For clients who are sensitive about the data that’s being analysed — such as the car companies — the conditions are more restricted, and sometimes include centres where Scale controls the machines that are being used as well as how the data sets can be viewed.

This is one reason why Scale isn’t simply focused on growing the numbers of contractors as its only route for growing business. “We’ve noticed that when you have people who spend more time on this they do better work,” Wang said.

Wang said the Series B funding will be used to expand the kind of work Scale does for existing customers in the area of visual data analysis, as well as to gradually add in other categories of data, such as text.

“Our first goal is to improve algorithms for customers today,” he said. “There is no limit to how accurate they want to make their systems, and they need to be constantly feeding their AI with more data.

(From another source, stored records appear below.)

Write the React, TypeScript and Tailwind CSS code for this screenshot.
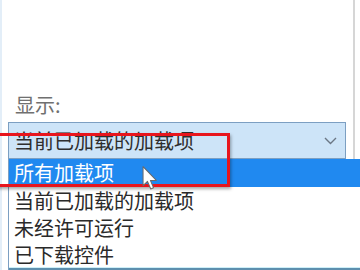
import React from "react";

const font = { fontFamily: '"Microsoft YaHei", "Noto Sans CJK SC", "Noto Sans", sans-serif' };

export default function App() {
  const items = ["所有加载项", "当前已加载的加载项", "未经许可运行", "已下载控件"];
  return (
    <div className="relative w-[360px] h-[270px] overflow-hidden bg-white" style={font}>
      <div className="w-[355px] h-full border-l-2 border-l-[#e3eef8] border-r-2 border-r-[#d6d6d6] pt-[93px] pl-[6px]">
        <div className="pl-[7px] text-[20px] leading-[24px] text-[#707070]">显示:</div>
        <div className="mt-[5px] w-[338px] h-[37px] border border-[#7c9fc2] bg-[#cde4f8] flex items-center justify-between pl-[5px] pr-[8px]">
          <span className="text-[20px] leading-[24px] text-[#2e2e2e]">当前已加载的加载项</span>
          <svg width="13" height="8" viewBox="0 0 13 8" fill="none">
            <path d="M1 1 L6.5 6.5 L12 1" stroke="#6b7785" strokeWidth="1.4" />
          </svg>
        </div>
      </div>

      {/* dropdown list */}
      <div className="absolute left-[8px] top-[159px] right-[-4px] bottom-0 bg-white border-l border-[#7c9fc2] flex flex-col">
        {items.map((t, i) => (
          <div
            key={t}
            className={
              i === 0
                ? "h-[28px] shrink-0 flex items-center pl-[5px] bg-[#2089f0] text-white text-[20px] leading-[24px]"
                : "h-[27px] shrink-0 flex items-center pl-[5px] text-[#2a2a2a] text-[20px] leading-[24px]"
            }
          >
            {t}
          </div>
        ))}
        <div className="absolute left-0 right-0 bottom-0 h-[3px] border-t border-[#cdeff8] bg-[#5d8fae]" />
      </div>

      {/* red highlight box */}
      <div className="absolute left-[-4px] top-[133px] w-[234px] h-[54px] border-[3px] border-[#e8151d] shadow-[1px_2px_3px_rgba(0,0,0,0.35)]" />

      {/* cursor */}
      <svg className="absolute left-[142px] top-[166px]" width="16" height="24" viewBox="0 0 12 19">
        <path
          d="M0.5 0.5 L0.5 15.5 L4 12.2 L6.6 18.2 L8.8 17.2 L6.3 11.4 L11 11.4 Z"
          fill="#ffffff"
          stroke="#6a6a6a"
          strokeWidth="0.8"
          strokeLinejoin="round"
        />
      </svg>
    </div>
  );
}
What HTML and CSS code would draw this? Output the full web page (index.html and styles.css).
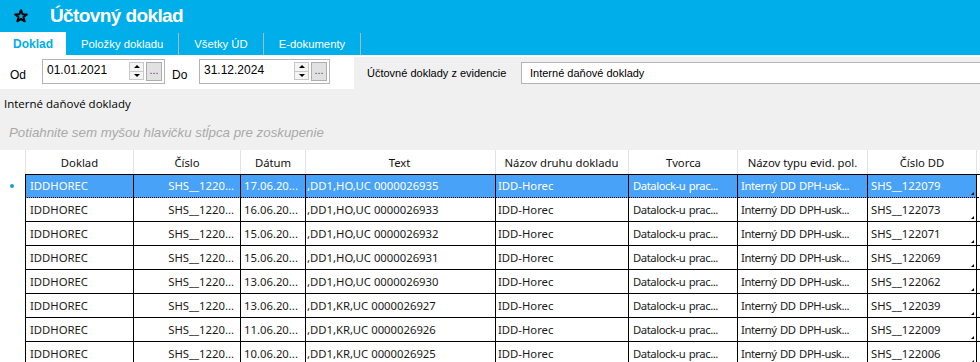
FILE: index.html
```html
<!DOCTYPE html>
<html lang="sk">
<head>
  <meta charset="UTF-8">
  <meta name="viewport" content="width=device-width, initial-scale=1.0">
  <link rel="stylesheet" href="styles.css">
  <title>Účtovný doklad</title>
</head>
<body>
<div class="header">
  <div class="titleRow">
    <svg class="star" width="14" height="14" viewBox="0 0 14 14">
      <polygon points="7,1.2 8.6,5.2 12.8,5.4 9.5,8.1 10.6,12.3 7,9.9 3.4,12.3 4.5,8.1 1.2,5.4 5.4,5.2"
        fill="none" stroke="#000" stroke-width="2" stroke-linejoin="round" />
    </svg>
    <span class="title">Účtovný doklad</span>
  </div>
  <div class="tabs">
    <span class="tab active">Doklad</span>
    <span class="tab">Položky dokladu</span>
    <span class="tab">Všetky ÚD</span>
    <span class="tab">E-dokumenty</span>
  </div>
</div>

<div class="filterRow">
  <span class="filterLabel odLabel">Od</span>
  <div class="dateBox dateFrom">
    <span class="dateText">01.01.2021</span>
    <span class="spinner"><span class="up"></span><span class="down"></span></span>
    <span class="dots">...</span>
  </div>
  <span class="filterLabel doLabel">Do</span>
  <div class="dateBox dateTo">
    <span class="dateText">31.12.2024</span>
    <span class="spinner"><span class="up"></span><span class="down"></span></span>
    <span class="dots">...</span>
  </div>
  <div class="evidPanel">
    <span class="evidLabel">Účtovné doklady z evidencie</span>
    <div class="evidBox">Interné daňové doklady</div>
  </div>
</div>

<div class="sectionTitle">Interné daňové doklady</div>
<div class="groupPanel">Potiahnite sem myšou hlavičku stĺpca pre zoskupenie</div>

<div class="gridWrap">
<table class="grid" id="grid">
  <thead>
    <tr>
      <th class="ind"></th>
      <th class="cDoklad">Doklad</th>
      <th class="cCislo">Číslo</th>
      <th class="cDatum">Dátum</th>
      <th class="cText">Text</th>
      <th class="cDruh">Názov druhu dokladu</th>
      <th class="cTvorca">Tvorca</th>
      <th class="cTyp">Názov typu evid. pol.</th>
      <th class="cDD">Číslo DD</th>
      <th class="cRest"></th>
    </tr>
  </thead>
  <tbody></tbody>
</table>
</div>

<script>
const ROWS = [
  ['17.06.20...', ',DD1,HO,UC 0000026935', 'SHS__122079'],
  ['16.06.20...', ',DD1,HO,UC 0000026933', 'SHS__122073'],
  ['15.06.20...', ',DD1,HO,UC 0000026932', 'SHS__122071'],
  ['15.06.20...', ',DD1,HO,UC 0000026931', 'SHS__122069'],
  ['13.06.20...', ',DD1,HO,UC 0000026930', 'SHS__122062'],
  ['13.06.20...', ',DD1,KR,UC 0000026927', 'SHS__122039'],
  ['11.06.20...', ',DD1,KR,UC 0000026926', 'SHS__122009'],
  ['10.06.20...', ',DD1,KR,UC 0000026925', 'SHS__122006'],
];

const tbody = document.querySelector('#grid tbody');
ROWS.forEach(([datum, text, dd], i) => {
  const row = document.createElement('tr');
  if (i === 0) row.classList.add('selected');
  row.innerHTML = `
    <td class="ind">${i === 0 ? '<span class="current"></span>' : ''}</td>
    <td class="cDoklad">IDDHOREC</td>
    <td class="cCislo">SHS__1220...</td>
    <td class="cDatum">${datum}</td>
    <td class="cText">${text}</td>
    <td class="cDruh">IDD-Horec</td>
    <td class="cTvorca wide">Datalock-u prac...</td>
    <td class="cTyp wide">Interný DD DPH-usk...</td>
    <td class="cDD">${dd}</td>
    <td class="cRest"></td>`;
  tbody.appendChild(row);
});
</script>
</body>
</html>
```

FILE: styles.css
```css
html, body {
  margin: 0;
  height: 362px;
  overflow: hidden;
}

body {
  width: 980px;
  background: #f0f0f0;
  font-family: "Liberation Sans", Arial, sans-serif;
  font-size: 12px;
  color: #000;
}

/* header with title and tabs */
.header {
  background: #00aeea;
  height: 55px;
}

.titleRow {
  height: 32px;
  display: flex;
  align-items: center;
}

.star {
  margin-left: 14px;
  margin-top: -1px;
}

.title {
  margin-left: 22px;
  color: #fff;
  font-weight: bold;
  font-size: 19px;
  letter-spacing: -0.6px;
}

.tabs {
  display: flex;
  height: 23px;
}

.tab {
  display: flex;
  align-items: center;
  padding: 0 15px;
  color: #fff;
  font-size: 11.3px;
  border-right: 1px solid #a8b8c0;
  margin: 1px 0 0;
}

.tab.active {
  width: 66px;
  box-sizing: border-box;
  justify-content: center;
  padding: 0;
  margin: 0;
  background: #fff;
  color: #00aeea;
  font-size: 12px;
  font-weight: bold;
  border-right: none;
}

/* date filter row */
.filterRow {
  height: 34px;
  background: #fff;
  display: flex;
  align-items: flex-start;
}

.filterLabel {
  margin-top: 13px;
}

.odLabel {
  margin-left: 10px;
  width: 32px;
}

.doLabel {
  margin-left: 7px;
  width: 27px;
}

.dateBox {
  margin-top: 4px;
  height: 25px;
  box-sizing: border-box;
  border: 1px solid #b4b4b4;
  display: flex;
  align-items: flex-start;
}

.dateFrom {
  width: 123px;
}

.dateTo {
  width: 131px;
}

.dateText {
  margin: 3px 0 0 4px;
  flex: 1;
  font-size: 12px;
}

.spinner {
  margin-top: 2px;
  width: 15px;
  height: 18px;
  display: flex;
  flex-direction: column;
  border: 1px solid #c8c8c8;
  box-sizing: border-box;
  background: #f4f4f4;
}

.spinner span {
  flex: 1;
  display: flex;
  align-items: center;
  justify-content: center;
}

.spinner .up {
  border-bottom: 1px solid #c8c8c8;
}

.spinner .up::before {
  content: "";
  border: 3px solid transparent;
  border-bottom: 3px solid #000;
  border-top: none;
  width: 0;
  height: 0;
}

.spinner .down::before {
  content: "";
  border: 3px solid transparent;
  border-top: 3px solid #000;
  border-bottom: none;
  width: 0;
  height: 0;
}

.dots {
  margin: 2px 2px 0 2px;
  width: 16px;
  height: 19px;
  box-sizing: border-box;
  border: 1px solid #adadad;
  background: #e1e1e1;
  color: #6a2c8c;
  font-size: 11px;
  line-height: 14px;
  text-align: center;
}

.evidPanel {
  margin-left: 24px;
  margin-top: 2px;
  height: 32px;
  flex: 1;
  background: #f0f0f0;
  display: flex;
  align-items: center;
}

.evidLabel {
  margin-left: 13px;
  width: 154px;
  font-size: 11px;
}

.evidBox {
  flex: 1;
  height: 22px;
  box-sizing: border-box;
  border: 1px solid #b4b4b4;
  border-right: none;
  background: #fff;
  font-size: 11px;
  padding: 4px 0 0 8px;
}

/* grid caption and group panel */
.sectionTitle {
  height: 30px;
  line-height: 30px;
  padding-left: 4px;
  font-family: "Open Sans", "Noto Sans", sans-serif;
  font-size: 11.5px;
}

.groupPanel {
  height: 29px;
  line-height: 28px;
  padding-left: 9px;
  color: #a9a9a9;
  font-style: italic;
  font-size: 13.3px;
}

/* data grid */
.gridWrap {
  margin-top: 2px;
  overflow: hidden;
  background: #fff;
}

.grid {
  table-layout: fixed;
  border-collapse: separate;
  border-spacing: 0;
  width: 1077px;
  font-family: "Noto Sans", "Open Sans", sans-serif;
  font-size: 11.3px;
}

.grid th, .grid td {
  box-sizing: border-box;
  padding: 0 3px;
  white-space: nowrap;
  overflow: hidden;
  text-align: left;
}

.grid th {
  height: 24px;
  font-weight: normal;
  text-align: center;
  border-right: 1px solid #e3e3e3;
  color: #111;
}

.grid th.cDoklad {
  border-left: 1px solid #e3e3e3;
}

.grid td {
  height: 24px;
  border-right: 1px solid #000;
  border-bottom: 1px solid #000;
  color: #1a1a1a;
}

.grid .ind {
  width: 25px;
  border: none;
  padding: 0;
  background: #fff;
}

.grid td.cDoklad {
  border-left: 1px solid #000;
  padding-left: 4px;
}

.grid .cDoklad { width: 109px; }
.grid .cCislo { width: 107px; }
.grid .cDatum { width: 65px; }
.grid .cText { width: 190px; padding-left: 1px; }
.grid .cDruh { width: 133px; padding-left: 2px; }
.grid .cTvorca { width: 109px; padding-left: 4px; }
.grid .cTyp { width: 130px; }
.grid .cDD { width: 109px; position: relative; }
.grid .cRest { width: 100px; }

.grid td.cCislo {
  text-align: right;
  padding-right: 6px;
}

.grid td.wide {
  word-spacing: 1px;
  letter-spacing: -0.45px;
  padding-right: 0;
}

/* small resize mark in the last visible column */
.grid td.cDD::after {
  content: "";
  position: absolute;
  right: 2px;
  bottom: 2px;
  border-left: 3px solid transparent;
  border-bottom: 3px solid #000;
}

.grid tr.selected td:not(.ind) {
  background: #48a2f8;
  color: #fff;
  border-bottom: 1px dotted #000;
  box-shadow: inset 0 1px 0 #000;
}

.grid tr.selected td.cRest {
  background: #fff;
}

.current {
  display: block;
  width: 4px;
  height: 4px;
  border-radius: 50%;
  background: #1d9ae0;
  margin: 0 0 0 10px;
}
```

All of our customers have this, and it’s an evergreen problem.”

The second is to diversify more outside driving and the visual data set, he said. “Right now, so much of the success has been in processing imagery and robotics or other perception challenges, but we really want to be the fabric of the AI world for new applications, including text or audio. That is another use of funds to expand to those areas.”

“Fabric” is the operative word, it seems: “Scale has the potential to become the fabric that connects and powers the Artificial Intelligence world,” said Mike Volpi, General Partner, Index Ventures, in a statement. “For autonomous vehicles in particular, Scale is well-positioned to take over an emerging field of data annotation regardless of which players ultimately come out on top. Alex…has recruited a highly talented and technical team to tackle this challenge and their progress is evident in the marquee list of customers they’ve won in such a short amount of time.”